秋山 茂樹 (代数)

 数学者のイメージ

数学者の変人ぶり、奇行の話は面白いし大衆受けするので孤高、狂気と紙一重、という文章や映像受けするイメージが作られていますが、好きではありません。本当は、「素朴で、何か少しこだわりが強く馬鹿正直で嘘がつけない人たち」というのが平均的なのではないかなあ。

 

 研究の内容は

数論とエルゴード理論の境界領域です。

数論とエルゴード理論 
どちらも歴史が長く大変広い分野です。数学の問題の多くにはアナログとデジタル、連続と離散の違いがあります。離散的な問いは多くの場合、記述は易しいけれど問題自体はとても難しくなります。離散で難しい問題ならいくらでも挙げることができますが、解ける問題は少ないしヒントも手掛かりもない。

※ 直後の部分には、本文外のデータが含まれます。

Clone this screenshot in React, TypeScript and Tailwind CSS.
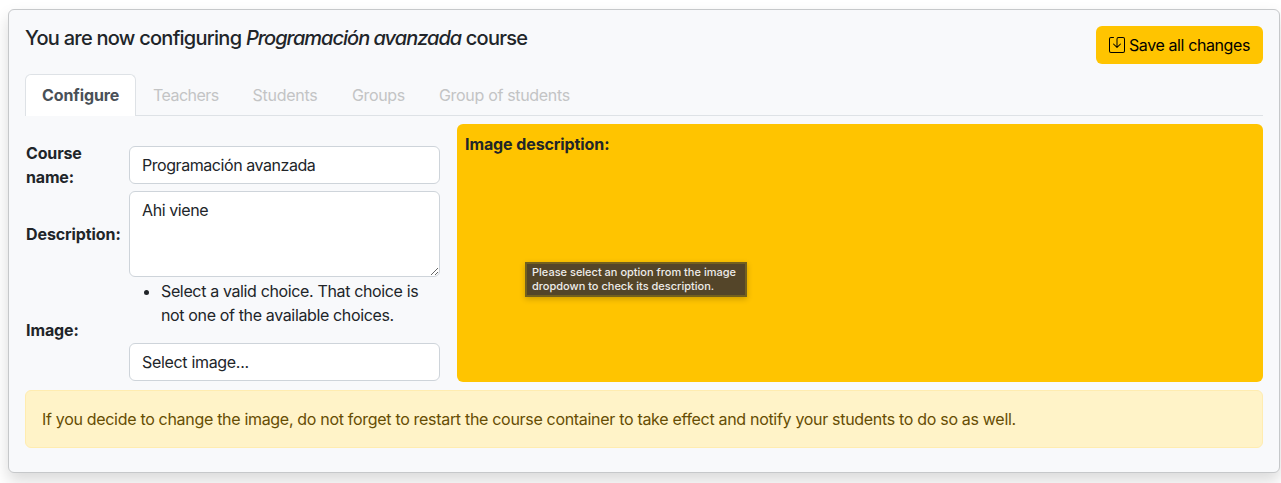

そのような問題に少しでも手がつけば数論の研究者は「面白い」と感じます。一方でエルゴード理論は、もともと統計力学の発展の中で生まれ、閉じた系での粒子の軌道の平均的で大雑把な性質を調べる学問です。この理論で大事なのは一種の「予定調和」で、落とし所はある程度直感的に見えるけれど、それをどのように厳密にするかが分からない事が多い。そういう感じがする学問です。

研究者気質
個人的な印象ですが、数論は技術を極める職人の世界、エルゴード理論は細かいことを気にしない芸術家肌の世界です。(数学で「細かいことを気にしない」というのはもちろん程度の問題で他分野からすれば形容矛盾かも。)その研究の内容の差が、実際の研究での思考法の差にも現れているように思います。数論研究者の多くが、繊細で細部を非常に重視します。針に糸を通すようなしかも長い背理法を用いたりするので高い緊張を要します。エルゴード理論では、問題の全体をどのように見ているかというような、幾何学的で大局的なものの見方が問われます。研究者は雑駁で気さく。話し合って進んだりするのも好きな人が多いようです。


準自己相似タイル張りの例

Ammannによる強非周期的タイル張り

タイル張り力学系

私が最近面白いと思っているのはタイル張りの力学系というものです。タイル張りの分類自体は非常に古くからある問題ですが、その力学系を考えるのは比較的最近の流れです。数論のアルゴリズムと関連して自然に現れ比較的カオス的でない硬い力学系になります。このような力学系は、代数、幾何、解析、情報数学などの様々な道具で調べることができ、いろいろな数学を応用できます。2011年にシェヒトマンが準結晶の発見でノーベル化学賞を受賞しましたが、タイル張り力学系はその構造のモデルを与えることが一つの研究の目的です。


上記の準自己相似タイルを自己相似性を持つものに変換した像

 

 自分は数学に向いているかどうか

こういう質問をよく受けます。私には答える資格があるかわかりません。いまだに自分自身が本当に向いているかもよくわからない。一つだけはっきり言えることがあります。自分が数学に向いているかどうかを、あまり真面目に気にする人は数学には向いていないということです。数学は勉強すると楽しいし問題をかんがえていると時間を忘れてしまう。自分の将来というような問題を考えるより、難しい問題を黙って考えるほうが楽しい。そんな人に向いている学問と思います。



 開かれた数学

一方で数学を目指す人には、分野にかかわらず様々な数学、物理、化学、生物、地学などの自然科学一般、さらに文学や社会科学にも好奇心と興味を持ってほしいと思っています。そうすることで将来本当に数学が楽しめるからです。数学は、本質的に自然科学、社会科学の基本言語で、様々な外部からの刺激を素材に形を変えています。形を変え変化していく事は数学の宿命で、また、いかなる形にもなりうる事が面白いのです。様々な分野の境界にある数学が生き生きと発展していくように感じます。